Lee Burton: Building on the FMS Performance Pyramid

It’s easy to focus on strengths, but identifying weakness is our job. Lee Burton uses the FMS Performance Pyramid to discuss the foundation of performance.

Excerpted from Gray Cook, Dan John & Lee Burton Essentials of Coaching and Training Functional Continuums 

As we break the FMS performance pyramid down to its core to where we began back in the late 1990s, the idea is to simply determine what needs address­ing with this person.

Where is their weakness?

It’s very easy for all of us in this room to take the athletes, clients and individuals we work with and focus on their strengths. That’s what they’re good at. It’s easy to do that.

It’s easy for the kid who bench presses twice a week to come in and go bench press.

What we’re trying to do here is set baselines and identify the problems.

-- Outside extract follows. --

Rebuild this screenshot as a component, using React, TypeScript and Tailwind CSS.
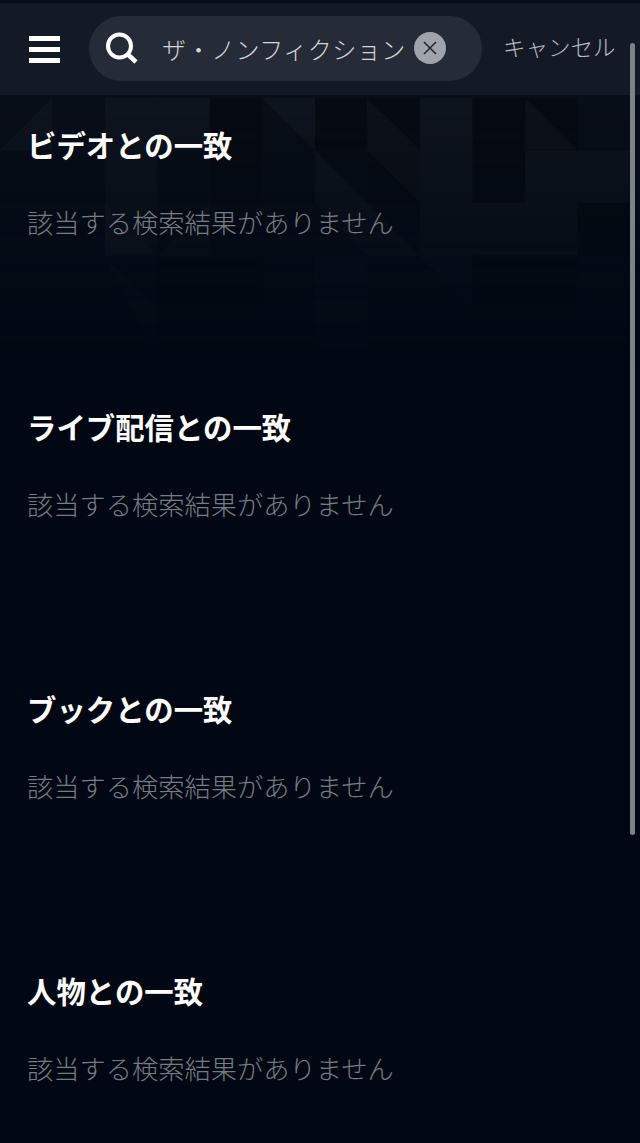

Identify their weakness. That is our job.

If we can identify their weakness and we do that accurately, that’s going to have a much greater impact on the backend for that individual than focusing in on what they’re good at.

They’re going to do that anyway. You know the kid is going to do bench pressing.

The last thing I’m worried about for a high-school football player is having him bench. He’s going to do it, but what I need to focus on is shoulder mobility, making sure they maintain some things, finding out where their weakness is, finding out where the pain is and address those areas because that’s going to lay down a much better platform in the long run.

That’s hard to do, but it’s what we’re trying to do.